● EXERCISE DIRECTIONS
Every line of the data that contains the string "size" must be copied.

------------------------------------

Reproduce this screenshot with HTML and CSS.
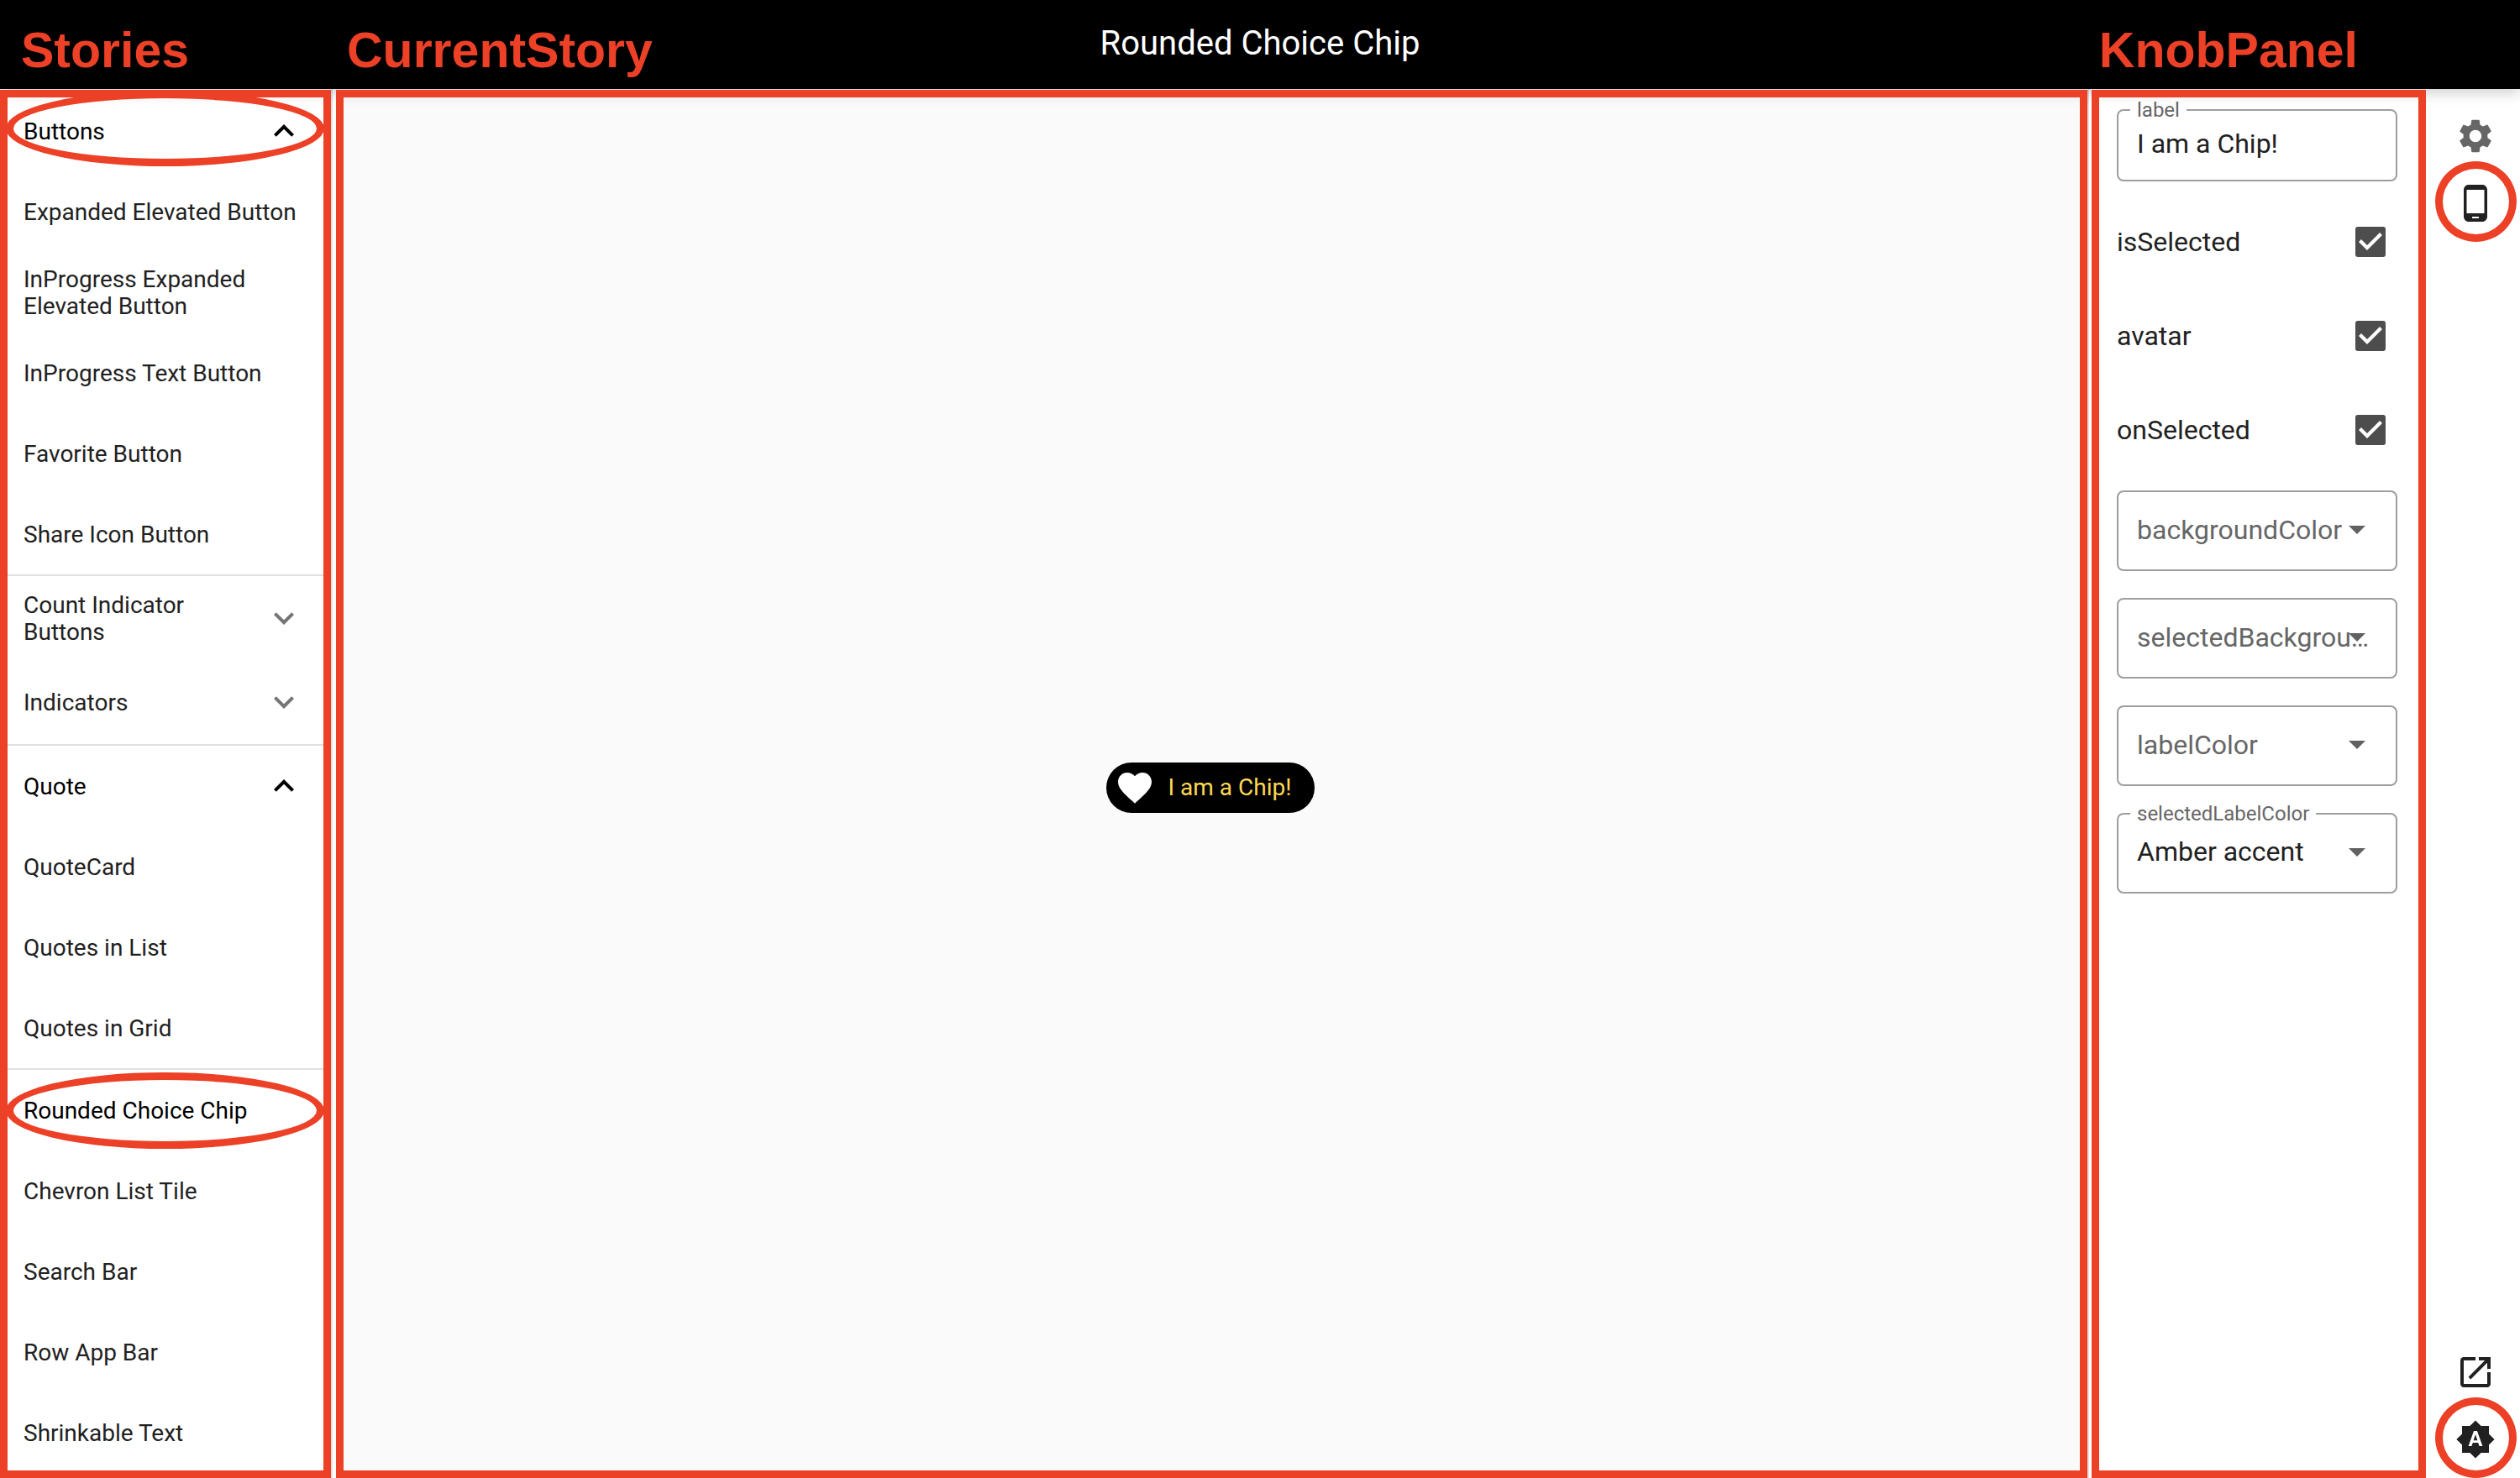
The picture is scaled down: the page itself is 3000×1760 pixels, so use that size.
FILE: index.html
```html
<!DOCTYPE html>
<html lang="en">
<head>
<meta charset="utf-8">
<title>Rounded Choice Chip</title>
<meta name="viewport" content="width=device-width, initial-scale=1">
<link rel="stylesheet" href="styles.css">
</head>
<body>
<svg class="sprite" aria-hidden="true">
  <symbol id="less" viewBox="0 0 24 24"><path d="M12 8l-6 6 1.410 1.410L12 10.830l4.590 4.580L18 14z"/></symbol>
  <symbol id="more" viewBox="0 0 24 24"><path d="M16.590 8.590L12 13.170 7.410 8.590 6 10l6 6 6-6z"/></symbol>
  <symbol id="drop" viewBox="0 0 24 24"><path d="M7 10l5 5 5-5z"/></symbol>
</svg>
<div class="app">
  <header class="topbar">
    <div class="notes notes-start">
      <span class="note note-stories">Stories</span>
      <span class="note">CurrentStory</span>
    </div>
    <h1 class="title">Rounded Choice Chip</h1>
    <div class="notes notes-end"><span class="note">KnobPanel</span></div>
  </header>

  <div class="workspace">
    <nav class="stories framed" aria-label="Stories">
      <details class="group" open>
        <summary class="row ringed">Buttons<svg class="icon"><use href="#less"/></svg></summary>
        <a class="row" href="#expanded-elevated-button">Expanded Elevated Button</a>
        <a class="row" href="#inprogress-expanded-elevated-button">InProgress Expanded Elevated Button</a>
        <a class="row" href="#inprogress-text-button">InProgress Text Button</a>
        <a class="row" href="#favorite-button">Favorite Button</a>
        <a class="row" href="#share-icon-button">Share Icon Button</a>
      </details>
      <details class="group">
        <summary class="row">Count Indicator Buttons<svg class="icon"><use href="#more"/></svg></summary>
      </details>
      <details class="group">
        <summary class="row">Indicators<svg class="icon"><use href="#more"/></svg></summary>
      </details>
      <details class="group" open>
        <summary class="row">Quote<svg class="icon"><use href="#less"/></svg></summary>
        <a class="row" href="#quote-card">QuoteCard</a>
        <a class="row" href="#quotes-in-list">Quotes in List</a>
        <a class="row" href="#quotes-in-grid">Quotes in Grid</a>
      </details>
      <a class="row row-current ringed" href="#rounded-choice-chip" aria-current="page">Rounded Choice Chip</a>
      <a class="row" href="#chevron-list-tile">Chevron List Tile</a>
      <a class="row" href="#search-bar">Search Bar</a>
      <a class="row" href="#row-app-bar">Row App Bar</a>
      <a class="row" href="#shrinkable-text">Shrinkable Text</a>
    </nav>
    <div class="divider"></div>

    <main class="story framed">
      <button class="chip" type="button" aria-pressed="true">
        <svg class="icon" viewBox="0 0 24 24"><path d="M12 21.350l-1.450-1.320C5.400 15.360 2 12.280 2 8.500 2 5.420 4.420 3 7.500 3c1.740 0 3.410.810 4.500 2.090C13.090 3.810 14.760 3 16.500 3 19.580 3 22 5.420 22 8.500c0 3.780-3.400 6.860-8.550 11.540L12 21.350z"/></svg>
        I am a Chip!
      </button>
    </main>
    <div class="divider divider-narrow"></div>

    <form class="knobs framed" aria-label="Knobs">
      <div class="field field-text">
        <input class="control" id="label" type="text" value="I am a Chip!">
        <label class="float" for="label">label</label>
      </div>
      <div class="checks">
        <label class="check">isSelected<input type="checkbox" checked></label>
        <label class="check">avatar<input type="checkbox" checked></label>
        <label class="check">onSelected<input type="checkbox" checked></label>
      </div>
      <div class="selects">
        <div class="field">
          <select class="control" id="bg"><option></option></select>
          <label class="hint" for="bg">backgroundColor</label>
          <svg class="arrow"><use href="#drop"/></svg>
        </div>
        <div class="field">
          <select class="control" id="sbg"><option></option></select>
          <label class="hint" for="sbg">selectedBackgroundColor</label>
          <svg class="arrow"><use href="#drop"/></svg>
        </div>
        <div class="field">
          <select class="control" id="lc"><option></option></select>
          <label class="hint" for="lc">labelColor</label>
          <svg class="arrow"><use href="#drop"/></svg>
        </div>
        <div class="field">
          <select class="control" id="slc"><option>Amber accent</option></select>
          <label class="float" for="slc">selectedLabelColor</label>
          <svg class="arrow"><use href="#drop"/></svg>
        </div>
      </div>
    </form>

    <aside class="rail">
      <button class="tool tool-muted" type="button" aria-label="Settings"><svg class="icon" viewBox="0 0 24 24"><path d="M19.140 12.940c.04-.3.06-.61.06-.94 0-.32-.02-.64-.07-.94l2.030-1.580c.18-.14.23-.41.12-.61l-1.920-3.320c-.12-.22-.37-.29-.59-.22l-2.390.96c-.5-.38-1.030-.7-1.620-.94l-.36-2.540c-.04-.24-.24-.41-.48-.41h-3.840c-.24 0-.43.17-.47.41l-.36 2.540c-.59.24-1.130.57-1.620.94l-2.390-.96c-.22-.08-.47 0-.59.22L2.740 8.870c-.12.21-.08.47.12.61l2.030 1.580c-.05.3-.09.63-.09.94s.02.64.07.94l-2.030 1.580c-.18.14-.23.41-.12.61l1.920 3.320c.12.22.37.29.59.22l2.390-.96c.5.38 1.030.7 1.620.94l.36 2.540c.05.24.24.41.48.41h3.840c.24 0 .44-.17.47-.41l.36-2.540c.59-.24 1.130-.56 1.620-.94l2.390.96c.22.08.47 0 .59-.22l1.920-3.320c.12-.22.07-.47-.12-.61l-2.010-1.580zM12 15.600c-1.980 0-3.600-1.620-3.600-3.600s1.620-3.600 3.600-3.600 3.600 1.620 3.600 3.600-1.620 3.600-3.600 3.600z"/></svg></button>
      <button class="tool circled" type="button" aria-label="Device frame"><svg class="icon" viewBox="0 0 24 24"><path d="M16 1H8C6.340 1 5 2.340 5 4v16c0 1.660 1.340 3 3 3h8c1.660 0 3-1.340 3-3V4c0-1.660-1.340-3-3-3zm-2 20h-4v-1h4v1zm3.250-3H6.750V4h10.500v14z"/></svg></button>
      <button class="tool tool-push" type="button" aria-label="Open in new window"><svg class="icon" viewBox="0 0 24 24"><path d="M19 19H5V5h7V3H5c-1.110 0-2 .9-2 2v14c0 1.100.89 2 2 2h14c1.100 0 2-.9 2-2v-7h-2v7zM14 3v2h3.590l-9.830 9.830 1.410 1.410L19 6.410V10h2V3h-7z"/></svg></button>
      <button class="tool circled" type="button" aria-label="Automatic brightness"><svg class="icon" viewBox="0 0 24 24"><path d="M10.850 12.650h2.300L12 9l-1.150 3.650zM20 8.690V4h-4.690L12 .69 8.690 4H4v4.690L.69 12 4 15.310V20h4.690L12 23.310 15.310 20H20v-4.690L23.310 12 20 8.690zM14.300 16l-.7-2h-3.200l-.7 2H7.800L11 7h2l3.200 9h-1.900z"/></svg></button>
    </aside>
  </div>
</div>
</body>
</html>
```
FILE: styles.css
```css
:root {
  --mark: #ec4027;
  --ink: #212121;
  --muted: #666;
}

* { box-sizing: border-box; }

body {
  margin: 0;
  background: #fff;
  color: var(--ink);
  font: 28px/32px Roboto, "Noto Sans", sans-serif;
}

button, input, select { margin: 0; font: inherit; color: inherit; }

.sprite { position: absolute; width: 0; height: 0; }

.icon { flex: none; width: 48px; height: 48px; fill: currentColor; }

.app { display: flex; flex-direction: column; min-height: 100vh; }

/* Top bar */
.topbar {
  position: relative;
  z-index: 1;
  display: grid;
  grid-template-columns: 1fr auto 1fr;
  align-items: center;
  height: 106px;
  background: #000;
  box-shadow: 0 4px 16px rgba(0, 0, 0, .2);
}

.title { margin: 0; padding-bottom: 2px; color: #fff; font-size: 40px; font-weight: 400; line-height: 48px; }

.notes { display: flex; padding-top: 14px; }
.notes-start { padding-left: 25px; }
.notes-end { justify-content: flex-end; padding-right: 193px; }

.note {
  color: var(--mark);
  font: bold 59px/64px "Liberation Sans", Arial, sans-serif;
}
.note-stories { width: 388px; }

/* Columns */
.workspace { flex: 1; display: flex; }

.framed { position: relative; }
.framed::after {
  content: "";
  position: absolute;
  z-index: 2;
  inset: 1px 0 0;
  border: 9px solid var(--mark);
  pointer-events: none;
}

.divider { flex: none; width: 6px; border-left: 2px solid #e0e0e0; }
.divider-narrow { width: 5px; }

/* Story list */
.stories { flex: none; width: 394px; padding-bottom: 6px; }

.group { border: solid transparent; border-width: 2px 0; }
.group[open] { border-color: #e0e0e0; }
.group:first-child { border-top-color: transparent; }

.row {
  position: relative;
  display: flex;
  align-items: center;
  justify-content: space-between;
  gap: 32px;
  min-height: 96px;
  padding: 2px 32px 0 28px;
  color: var(--ink);
  text-decoration: none;
  list-style: none;
  cursor: pointer;
}
.row .icon { margin-top: -2px; color: #757575; }
.group[open] > summary, .group[open] > summary .icon, .row-current { color: #000; }

.ringed::before {
  content: "";
  position: absolute;
  z-index: 2;
  inset: 3px 8px 2px 7px;
  border: 9px solid var(--mark);
  border-radius: 50%;
}
summary.ringed::before { inset: 0 8px 6px 7px; }

/* Story canvas */
.story {
  flex: 1;
  display: flex;
  align-items: center;
  justify-content: center;
  padding: 10px 3px 0 0;
  background: #fafafa;
}

.chip {
  display: flex;
  align-items: center;
  gap: 16px;
  height: 60px;
  padding: 0 28px 0 10px;
  border: 0;
  border-radius: 30px;
  background: #000;
  color: #ffd953;
}
.chip .icon { color: #fff; }

/* Knobs */
.knobs {
  flex: none;
  width: 398px;
  padding: 24px 34px 16px 30px;
  font-size: 32px;
  line-height: 40px;
}

.field { position: relative; height: 96px; }
.field-text { height: 86px; }

.control {
  width: 100%;
  height: 100%;
  padding: 0 56px 4px 22px;
  border: 2px solid #9e9e9e;
  border-radius: 8px;
  background: none;
  appearance: none;
}
.field-text .control { padding-right: 22px; }

.hint, .float { position: absolute; color: var(--muted); white-space: nowrap; pointer-events: none; }
.hint { inset: 27px 28px auto 24px; overflow: hidden; text-overflow: ellipsis; }
.float {
  top: -15px;
  left: 16px;
  padding: 0 8px;
  background: #fff;
  font-size: 24px;
  line-height: 32px;
}

.arrow {
  position: absolute;
  top: 22px;
  right: 24px;
  width: 48px;
  height: 48px;
  fill: #616161;
  pointer-events: none;
}

.checks { padding: 16px 0; }

.check { display: flex; align-items: center; justify-content: space-between; height: 112px; padding-right: 14px; }
.check input {
  appearance: none;
  width: 36px;
  height: 36px;
  border-radius: 3px;
  background: #4d4d4d;
  display: grid;
  place-items: center;
}
.check input:checked::before {
  content: "";
  width: 28px;
  height: 22px;
  background: #fff;
  clip-path: polygon(0 11px, 3px 8px, 10px 15px, 25px 0, 28px 3px, 10px 21px);
}

.selects { display: grid; gap: 32px; }

/* Tool rail */
.rail {
  flex: none;
  display: flex;
  flex-direction: column;
  align-items: flex-end;
  width: 112px;
  padding: 16px 13px 6px 0;
}

.tool {
  position: relative;
  display: grid;
  place-items: center;
  width: 80px;
  height: 80px;
  padding: 0;
  border: 0;
  background: none;
}
.tool-muted { color: var(--muted); }
.tool-push { margin-top: auto; }

.circled::after {
  content: "";
  position: absolute;
  inset: -10px -9px -6px -8px;
  border: 9px solid var(--mark);
  border-radius: 50%;
}
```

------------------------------------

● CORRECT ANSWER
The picture is scaled down: the page itself is 3000×1760 pixels, so use that size.
.title { margin: 0; padding-bottom: 2px; color: #fff; font-size: 40px; font-weight: 400; line-height: 48px; }
  font-size: 32px;
  font-size: 24px;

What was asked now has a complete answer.